Successful trading requires discipline, patience, and consistent learning. Developing the right mindset is just as important as learning technical tools or indicators. Many traders struggle not because of a lack of knowledge, but because of emotional decisions and lack of discipline. If you want to understand this deeper, you can explore our Trader Psychology learning series here: https://tradetogether.in/readlists/trader-psychology-series.

Conclusion

Technical indicators are powerful tools that help traders analyze financial markets more effectively. They transform historical price data into visual signals that assist traders in understanding trends, momentum, volatility, and market participation.

However, indicators should always be used as supporting tools rather than standalone trading systems. The most effective trading approaches usually combine:

  • Market structure analysis
  • Support and resistance levels
  • Trend analysis
  • Risk management

Financial markets operate within probabilities, not certainty. Therefore, traders must always approach trading with discipline, risk management, and a continuous learning mindset.

This content is provided for educational purposes only and should not be considered financial advice.

FAQ

Are technical indicators necessary for trading?

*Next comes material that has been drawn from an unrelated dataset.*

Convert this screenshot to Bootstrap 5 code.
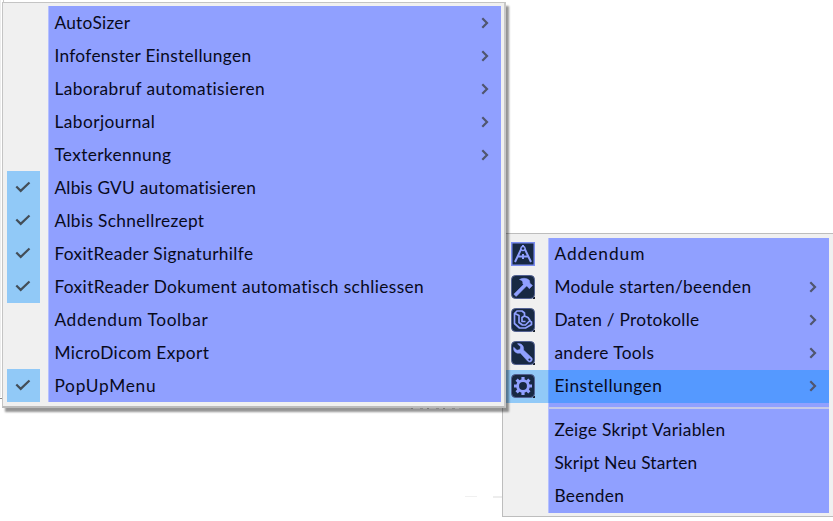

No. Some traders rely primarily on price action and market structure. Indicators simply provide additional analytical insights.

How many indicators should beginners use?

Beginners should start with two to four indicators to avoid confusion and focus on understanding them deeply.

Are indicators always accurate?

No indicator is perfect. Indicators only help interpret market conditions and should be combined with other analysis methods.

Can indicators predict the market?

Indicators do not predict the future. They analyze past price behavior to help traders estimate possible market scenarios.